Web page code records:
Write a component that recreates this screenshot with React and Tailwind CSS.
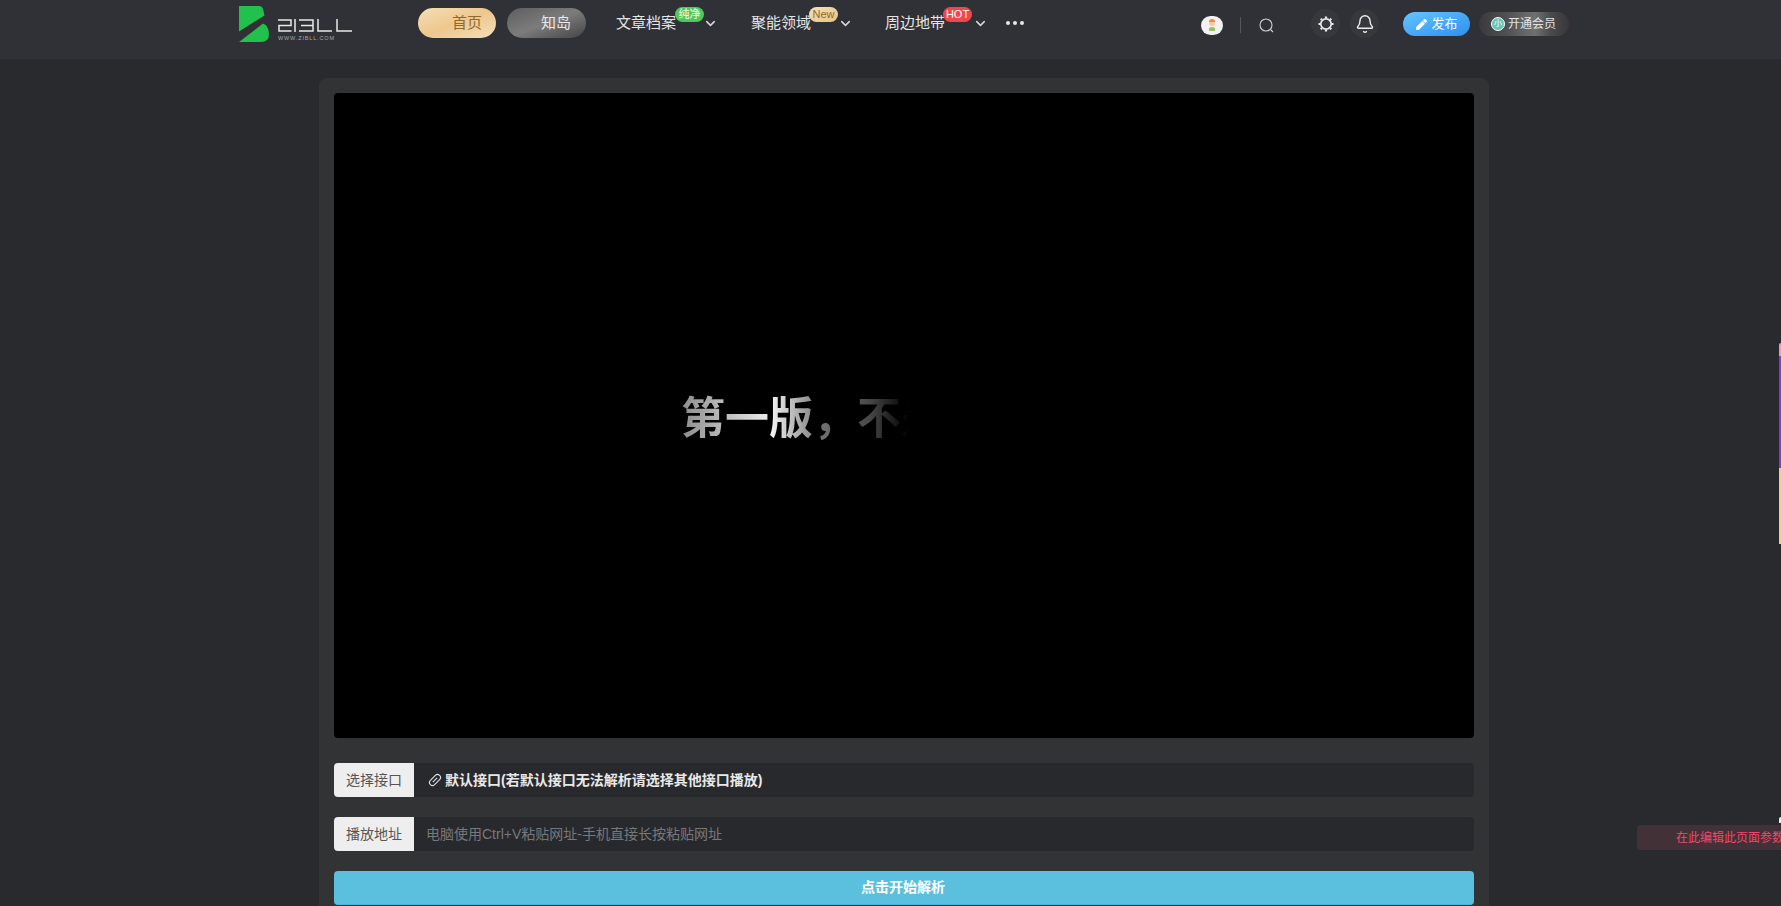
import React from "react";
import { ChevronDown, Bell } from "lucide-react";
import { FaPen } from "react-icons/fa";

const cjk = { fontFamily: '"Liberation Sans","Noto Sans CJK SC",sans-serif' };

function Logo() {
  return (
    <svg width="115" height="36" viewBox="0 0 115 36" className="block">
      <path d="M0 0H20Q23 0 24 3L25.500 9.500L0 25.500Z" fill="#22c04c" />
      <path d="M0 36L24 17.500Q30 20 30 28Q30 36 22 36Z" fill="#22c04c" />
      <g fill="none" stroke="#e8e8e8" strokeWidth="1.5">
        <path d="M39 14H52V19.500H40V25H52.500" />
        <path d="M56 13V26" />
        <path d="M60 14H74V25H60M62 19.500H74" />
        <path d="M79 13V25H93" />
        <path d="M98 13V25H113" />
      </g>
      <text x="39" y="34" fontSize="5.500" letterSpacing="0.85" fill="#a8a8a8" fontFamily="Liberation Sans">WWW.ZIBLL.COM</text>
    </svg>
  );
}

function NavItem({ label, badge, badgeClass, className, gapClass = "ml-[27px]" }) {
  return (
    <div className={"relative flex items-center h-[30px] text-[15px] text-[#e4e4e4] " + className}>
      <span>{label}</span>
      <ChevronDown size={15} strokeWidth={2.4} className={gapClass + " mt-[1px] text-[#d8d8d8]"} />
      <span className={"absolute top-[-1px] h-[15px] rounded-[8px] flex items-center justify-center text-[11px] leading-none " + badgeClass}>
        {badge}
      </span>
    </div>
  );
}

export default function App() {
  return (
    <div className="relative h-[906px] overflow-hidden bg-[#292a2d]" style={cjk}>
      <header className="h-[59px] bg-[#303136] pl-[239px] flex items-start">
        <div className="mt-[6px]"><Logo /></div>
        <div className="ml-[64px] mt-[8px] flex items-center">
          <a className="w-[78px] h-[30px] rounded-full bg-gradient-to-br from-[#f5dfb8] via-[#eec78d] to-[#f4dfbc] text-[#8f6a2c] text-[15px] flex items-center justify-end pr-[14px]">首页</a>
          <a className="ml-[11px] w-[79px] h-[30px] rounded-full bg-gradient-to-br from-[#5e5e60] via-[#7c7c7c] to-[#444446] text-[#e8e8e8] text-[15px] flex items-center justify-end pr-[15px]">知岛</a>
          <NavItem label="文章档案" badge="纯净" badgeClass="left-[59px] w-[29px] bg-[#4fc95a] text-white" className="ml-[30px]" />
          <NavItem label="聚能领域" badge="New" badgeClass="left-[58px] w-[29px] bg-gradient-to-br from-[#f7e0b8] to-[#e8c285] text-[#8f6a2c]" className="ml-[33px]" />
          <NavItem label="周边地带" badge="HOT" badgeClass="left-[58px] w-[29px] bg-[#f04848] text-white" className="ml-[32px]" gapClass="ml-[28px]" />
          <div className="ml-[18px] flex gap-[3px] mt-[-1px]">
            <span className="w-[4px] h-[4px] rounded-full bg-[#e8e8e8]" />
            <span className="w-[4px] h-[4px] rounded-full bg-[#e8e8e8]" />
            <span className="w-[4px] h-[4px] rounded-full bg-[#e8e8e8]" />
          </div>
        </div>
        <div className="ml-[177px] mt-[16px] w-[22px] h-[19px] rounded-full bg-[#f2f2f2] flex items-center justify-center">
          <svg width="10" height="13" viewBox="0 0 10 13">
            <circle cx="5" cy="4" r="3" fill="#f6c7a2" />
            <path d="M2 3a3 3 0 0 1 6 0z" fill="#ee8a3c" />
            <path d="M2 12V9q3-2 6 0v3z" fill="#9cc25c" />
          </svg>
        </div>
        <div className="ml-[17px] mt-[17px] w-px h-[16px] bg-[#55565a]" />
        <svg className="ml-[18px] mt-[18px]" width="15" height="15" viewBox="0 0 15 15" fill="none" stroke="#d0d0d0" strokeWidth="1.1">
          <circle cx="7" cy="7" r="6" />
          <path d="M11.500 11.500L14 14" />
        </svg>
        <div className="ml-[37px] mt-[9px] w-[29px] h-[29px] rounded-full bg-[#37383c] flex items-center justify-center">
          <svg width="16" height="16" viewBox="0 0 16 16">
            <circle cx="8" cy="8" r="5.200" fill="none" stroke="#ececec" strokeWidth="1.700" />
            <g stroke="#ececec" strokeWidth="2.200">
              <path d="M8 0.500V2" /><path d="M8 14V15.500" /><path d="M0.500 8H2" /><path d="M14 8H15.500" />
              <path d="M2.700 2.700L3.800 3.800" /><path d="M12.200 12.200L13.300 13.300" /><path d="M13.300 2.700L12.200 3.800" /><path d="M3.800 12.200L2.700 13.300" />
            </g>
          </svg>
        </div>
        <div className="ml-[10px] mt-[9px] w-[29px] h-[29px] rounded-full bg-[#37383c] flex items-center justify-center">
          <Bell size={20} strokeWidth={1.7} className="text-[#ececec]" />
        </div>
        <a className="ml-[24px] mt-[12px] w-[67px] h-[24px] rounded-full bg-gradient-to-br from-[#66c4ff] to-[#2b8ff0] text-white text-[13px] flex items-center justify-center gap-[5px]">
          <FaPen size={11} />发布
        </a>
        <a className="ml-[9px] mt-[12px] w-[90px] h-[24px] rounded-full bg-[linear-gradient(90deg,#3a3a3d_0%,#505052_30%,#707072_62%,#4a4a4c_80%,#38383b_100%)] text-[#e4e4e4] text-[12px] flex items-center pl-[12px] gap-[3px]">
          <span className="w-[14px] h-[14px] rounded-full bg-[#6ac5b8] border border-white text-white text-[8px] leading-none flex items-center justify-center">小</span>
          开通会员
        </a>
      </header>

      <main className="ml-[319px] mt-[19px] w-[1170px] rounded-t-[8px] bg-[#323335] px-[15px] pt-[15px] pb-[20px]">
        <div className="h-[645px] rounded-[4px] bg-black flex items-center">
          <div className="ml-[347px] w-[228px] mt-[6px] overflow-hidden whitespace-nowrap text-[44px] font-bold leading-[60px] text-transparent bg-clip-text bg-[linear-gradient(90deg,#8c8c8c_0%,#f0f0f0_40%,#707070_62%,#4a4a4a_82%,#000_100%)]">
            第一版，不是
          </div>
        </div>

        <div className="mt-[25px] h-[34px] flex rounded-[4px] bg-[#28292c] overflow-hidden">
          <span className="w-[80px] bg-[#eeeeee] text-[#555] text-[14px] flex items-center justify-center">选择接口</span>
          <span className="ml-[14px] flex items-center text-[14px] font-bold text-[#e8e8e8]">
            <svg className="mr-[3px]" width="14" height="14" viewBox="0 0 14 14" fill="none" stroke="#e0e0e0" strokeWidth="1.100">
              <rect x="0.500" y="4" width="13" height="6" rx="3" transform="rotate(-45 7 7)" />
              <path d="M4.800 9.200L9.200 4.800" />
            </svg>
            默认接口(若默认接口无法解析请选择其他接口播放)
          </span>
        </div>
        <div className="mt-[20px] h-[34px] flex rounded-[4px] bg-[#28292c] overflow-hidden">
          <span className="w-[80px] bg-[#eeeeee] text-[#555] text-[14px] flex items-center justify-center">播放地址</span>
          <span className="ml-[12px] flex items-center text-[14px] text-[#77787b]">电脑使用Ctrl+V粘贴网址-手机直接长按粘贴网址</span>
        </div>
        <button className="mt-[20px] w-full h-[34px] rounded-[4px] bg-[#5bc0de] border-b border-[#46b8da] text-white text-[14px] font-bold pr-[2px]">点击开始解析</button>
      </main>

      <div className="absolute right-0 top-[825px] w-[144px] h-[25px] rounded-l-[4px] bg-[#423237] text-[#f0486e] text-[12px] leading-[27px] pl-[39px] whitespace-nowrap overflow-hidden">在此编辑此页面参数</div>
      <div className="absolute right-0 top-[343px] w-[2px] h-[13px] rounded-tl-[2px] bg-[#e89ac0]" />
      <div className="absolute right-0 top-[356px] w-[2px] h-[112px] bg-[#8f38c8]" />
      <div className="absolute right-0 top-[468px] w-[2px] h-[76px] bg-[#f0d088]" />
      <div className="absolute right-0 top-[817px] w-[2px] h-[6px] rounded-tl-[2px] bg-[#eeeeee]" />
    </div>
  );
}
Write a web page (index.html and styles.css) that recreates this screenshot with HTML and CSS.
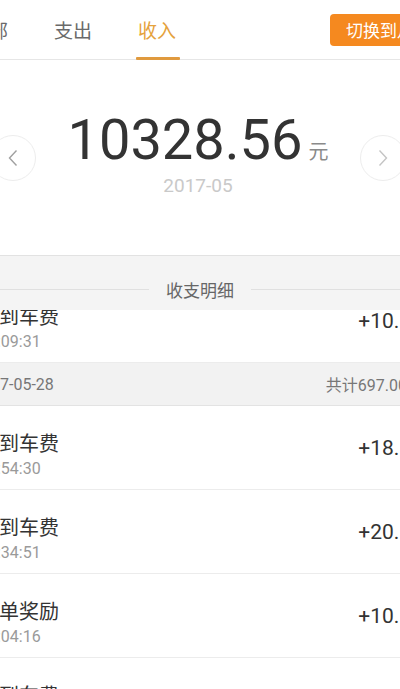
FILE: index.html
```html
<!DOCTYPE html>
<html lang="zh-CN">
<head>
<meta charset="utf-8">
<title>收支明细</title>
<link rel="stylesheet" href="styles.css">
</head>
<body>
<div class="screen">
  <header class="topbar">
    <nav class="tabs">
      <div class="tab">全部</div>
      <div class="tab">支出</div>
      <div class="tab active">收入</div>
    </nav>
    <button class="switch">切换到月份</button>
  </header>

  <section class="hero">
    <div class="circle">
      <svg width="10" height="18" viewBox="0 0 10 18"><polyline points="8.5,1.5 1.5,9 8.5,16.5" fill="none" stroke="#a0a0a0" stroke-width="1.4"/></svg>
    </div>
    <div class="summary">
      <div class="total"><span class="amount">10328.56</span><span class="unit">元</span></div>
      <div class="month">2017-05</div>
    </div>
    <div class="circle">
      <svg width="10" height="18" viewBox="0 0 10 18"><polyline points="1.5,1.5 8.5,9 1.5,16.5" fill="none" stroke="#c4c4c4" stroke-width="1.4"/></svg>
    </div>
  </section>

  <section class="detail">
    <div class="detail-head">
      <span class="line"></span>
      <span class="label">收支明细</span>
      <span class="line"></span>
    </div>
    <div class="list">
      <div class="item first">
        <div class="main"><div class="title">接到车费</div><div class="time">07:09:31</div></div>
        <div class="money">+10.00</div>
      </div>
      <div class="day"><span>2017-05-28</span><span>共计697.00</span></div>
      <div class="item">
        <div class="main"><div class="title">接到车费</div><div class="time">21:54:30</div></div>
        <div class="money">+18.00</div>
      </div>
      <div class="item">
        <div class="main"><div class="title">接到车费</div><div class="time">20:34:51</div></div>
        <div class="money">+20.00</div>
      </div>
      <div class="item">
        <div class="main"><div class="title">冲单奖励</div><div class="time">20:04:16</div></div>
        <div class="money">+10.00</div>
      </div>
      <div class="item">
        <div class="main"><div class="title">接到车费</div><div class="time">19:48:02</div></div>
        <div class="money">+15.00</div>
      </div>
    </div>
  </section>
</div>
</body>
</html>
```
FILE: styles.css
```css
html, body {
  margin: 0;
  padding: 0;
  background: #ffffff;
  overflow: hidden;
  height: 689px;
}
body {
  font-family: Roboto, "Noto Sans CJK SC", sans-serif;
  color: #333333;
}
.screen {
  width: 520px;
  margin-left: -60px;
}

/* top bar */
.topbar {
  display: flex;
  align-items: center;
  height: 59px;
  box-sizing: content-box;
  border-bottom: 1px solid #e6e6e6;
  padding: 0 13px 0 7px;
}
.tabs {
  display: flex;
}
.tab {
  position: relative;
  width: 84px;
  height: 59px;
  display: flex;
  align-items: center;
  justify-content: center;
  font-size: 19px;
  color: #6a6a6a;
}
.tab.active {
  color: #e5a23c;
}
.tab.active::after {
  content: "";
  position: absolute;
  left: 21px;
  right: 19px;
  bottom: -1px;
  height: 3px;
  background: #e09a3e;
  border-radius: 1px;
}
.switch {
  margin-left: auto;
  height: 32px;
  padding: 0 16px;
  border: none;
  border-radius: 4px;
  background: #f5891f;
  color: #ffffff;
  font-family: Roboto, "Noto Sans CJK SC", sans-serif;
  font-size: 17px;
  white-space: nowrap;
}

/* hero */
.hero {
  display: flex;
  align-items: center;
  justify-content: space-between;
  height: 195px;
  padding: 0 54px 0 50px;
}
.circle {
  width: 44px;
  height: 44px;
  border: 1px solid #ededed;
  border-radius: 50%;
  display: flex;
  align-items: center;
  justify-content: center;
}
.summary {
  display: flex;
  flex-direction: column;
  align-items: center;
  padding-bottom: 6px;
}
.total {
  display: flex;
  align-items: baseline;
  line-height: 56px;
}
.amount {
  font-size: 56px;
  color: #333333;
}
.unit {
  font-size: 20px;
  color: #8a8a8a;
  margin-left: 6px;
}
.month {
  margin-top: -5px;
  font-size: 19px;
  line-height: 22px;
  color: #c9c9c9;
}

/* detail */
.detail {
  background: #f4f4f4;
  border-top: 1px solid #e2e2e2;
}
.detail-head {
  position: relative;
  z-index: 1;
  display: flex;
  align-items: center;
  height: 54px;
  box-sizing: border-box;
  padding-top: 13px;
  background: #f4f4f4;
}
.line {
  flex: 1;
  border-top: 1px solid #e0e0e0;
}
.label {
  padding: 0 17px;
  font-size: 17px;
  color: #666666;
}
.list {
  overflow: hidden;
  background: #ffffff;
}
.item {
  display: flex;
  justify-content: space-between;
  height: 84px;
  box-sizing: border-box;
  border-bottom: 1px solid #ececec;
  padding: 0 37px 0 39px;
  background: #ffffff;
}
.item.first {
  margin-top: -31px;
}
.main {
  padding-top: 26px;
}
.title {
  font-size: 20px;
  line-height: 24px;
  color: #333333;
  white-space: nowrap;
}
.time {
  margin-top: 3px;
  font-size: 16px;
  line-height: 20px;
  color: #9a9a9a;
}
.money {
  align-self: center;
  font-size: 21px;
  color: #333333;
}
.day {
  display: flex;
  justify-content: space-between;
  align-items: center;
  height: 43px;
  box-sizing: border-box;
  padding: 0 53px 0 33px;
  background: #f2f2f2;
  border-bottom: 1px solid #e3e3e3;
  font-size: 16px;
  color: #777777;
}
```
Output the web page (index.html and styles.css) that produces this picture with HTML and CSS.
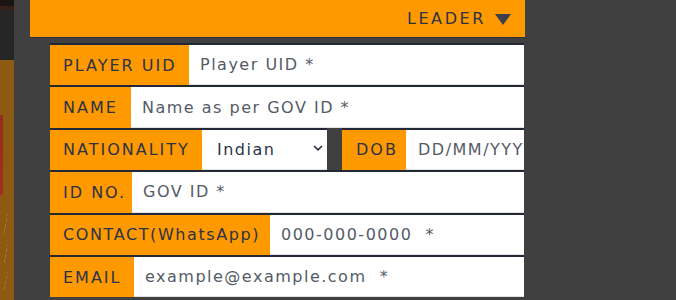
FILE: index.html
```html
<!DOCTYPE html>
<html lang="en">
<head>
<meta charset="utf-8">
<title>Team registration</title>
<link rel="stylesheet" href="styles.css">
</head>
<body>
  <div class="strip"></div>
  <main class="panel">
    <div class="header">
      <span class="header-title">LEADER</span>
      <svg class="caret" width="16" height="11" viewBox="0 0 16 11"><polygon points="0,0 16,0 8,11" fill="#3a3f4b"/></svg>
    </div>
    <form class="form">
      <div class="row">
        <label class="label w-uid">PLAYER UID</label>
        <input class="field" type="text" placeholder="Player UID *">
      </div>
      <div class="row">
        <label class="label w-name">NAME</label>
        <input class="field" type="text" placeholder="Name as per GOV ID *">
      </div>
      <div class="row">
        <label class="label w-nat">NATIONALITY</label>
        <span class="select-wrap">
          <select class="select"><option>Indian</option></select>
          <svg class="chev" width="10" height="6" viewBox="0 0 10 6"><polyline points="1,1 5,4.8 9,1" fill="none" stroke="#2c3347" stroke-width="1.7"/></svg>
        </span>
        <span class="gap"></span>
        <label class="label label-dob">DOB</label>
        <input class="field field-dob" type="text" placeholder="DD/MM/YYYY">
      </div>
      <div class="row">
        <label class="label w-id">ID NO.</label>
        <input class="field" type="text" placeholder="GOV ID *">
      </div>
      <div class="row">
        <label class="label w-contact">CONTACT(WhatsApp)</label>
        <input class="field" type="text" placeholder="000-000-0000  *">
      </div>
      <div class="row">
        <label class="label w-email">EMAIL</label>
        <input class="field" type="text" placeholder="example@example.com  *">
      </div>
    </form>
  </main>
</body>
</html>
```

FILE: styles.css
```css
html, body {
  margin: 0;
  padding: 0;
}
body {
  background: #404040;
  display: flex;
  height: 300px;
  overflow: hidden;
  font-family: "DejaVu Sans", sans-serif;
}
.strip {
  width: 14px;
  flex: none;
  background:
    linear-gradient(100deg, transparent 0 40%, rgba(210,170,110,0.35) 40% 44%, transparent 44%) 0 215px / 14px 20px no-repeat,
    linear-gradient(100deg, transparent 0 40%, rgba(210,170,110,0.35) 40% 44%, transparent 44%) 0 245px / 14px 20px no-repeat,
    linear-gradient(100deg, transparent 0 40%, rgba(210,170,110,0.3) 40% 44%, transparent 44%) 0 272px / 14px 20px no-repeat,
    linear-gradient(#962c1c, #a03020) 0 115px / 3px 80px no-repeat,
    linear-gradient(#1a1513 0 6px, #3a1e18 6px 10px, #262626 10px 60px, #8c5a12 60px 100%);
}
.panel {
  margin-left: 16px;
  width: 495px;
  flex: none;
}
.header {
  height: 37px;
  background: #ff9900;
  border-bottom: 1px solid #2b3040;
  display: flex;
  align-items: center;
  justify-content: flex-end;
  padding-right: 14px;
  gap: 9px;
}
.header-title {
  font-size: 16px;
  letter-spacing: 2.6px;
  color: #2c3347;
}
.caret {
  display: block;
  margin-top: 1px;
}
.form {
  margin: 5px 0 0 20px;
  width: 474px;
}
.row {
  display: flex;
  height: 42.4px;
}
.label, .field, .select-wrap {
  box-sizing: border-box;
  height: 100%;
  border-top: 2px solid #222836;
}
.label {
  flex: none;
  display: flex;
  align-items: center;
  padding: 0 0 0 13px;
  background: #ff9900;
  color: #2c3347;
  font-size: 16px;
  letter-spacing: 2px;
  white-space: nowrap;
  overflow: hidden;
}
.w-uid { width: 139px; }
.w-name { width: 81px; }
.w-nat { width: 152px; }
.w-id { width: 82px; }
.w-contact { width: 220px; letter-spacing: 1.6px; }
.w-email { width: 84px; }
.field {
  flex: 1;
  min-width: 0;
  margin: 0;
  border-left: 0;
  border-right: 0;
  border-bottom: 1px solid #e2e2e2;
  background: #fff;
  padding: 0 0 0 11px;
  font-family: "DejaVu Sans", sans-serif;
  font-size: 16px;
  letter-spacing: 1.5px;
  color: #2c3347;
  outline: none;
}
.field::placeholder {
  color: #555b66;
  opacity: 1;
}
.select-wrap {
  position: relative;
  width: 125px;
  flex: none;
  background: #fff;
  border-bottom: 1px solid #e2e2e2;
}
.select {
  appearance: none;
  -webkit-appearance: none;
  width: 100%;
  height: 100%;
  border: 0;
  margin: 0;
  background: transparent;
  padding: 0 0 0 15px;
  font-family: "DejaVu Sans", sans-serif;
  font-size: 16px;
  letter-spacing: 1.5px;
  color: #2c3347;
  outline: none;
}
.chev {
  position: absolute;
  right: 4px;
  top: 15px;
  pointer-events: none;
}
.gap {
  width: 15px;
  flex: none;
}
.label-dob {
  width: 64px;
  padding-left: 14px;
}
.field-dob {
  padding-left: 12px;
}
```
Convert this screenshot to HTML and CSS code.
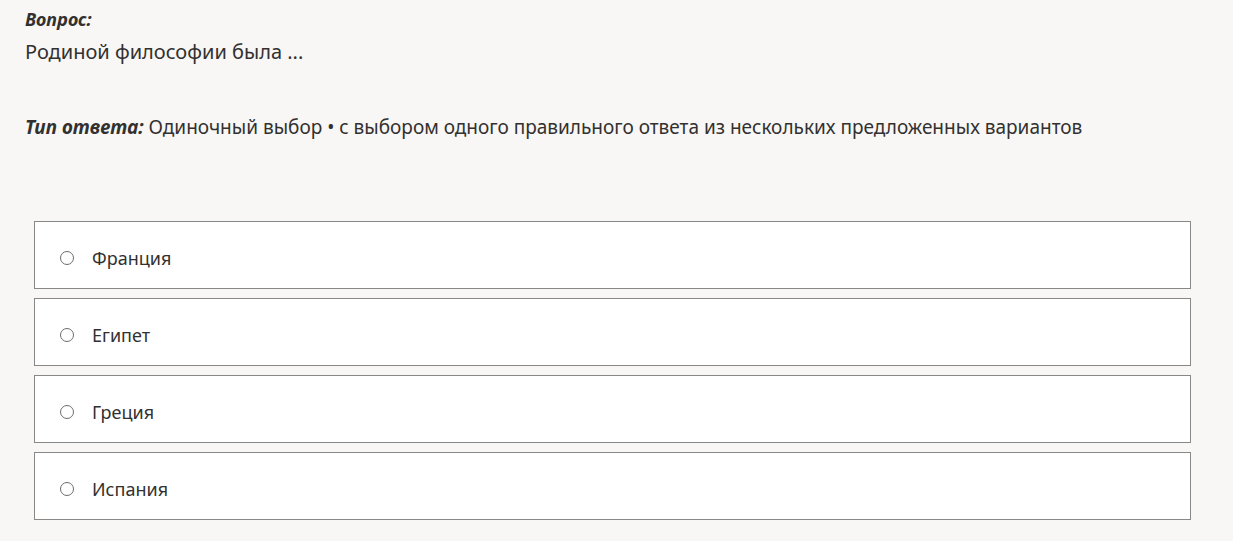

**SHORT TASK:** Locate the word "Write" in the records and collect each line it appears in.

**ANSWER TO THE TASK:**
Write a component that recreates this screenshot with React and Tailwind CSS.
Write a web page (index.html and styles.css) that recreates this screenshot with HTML and CSS.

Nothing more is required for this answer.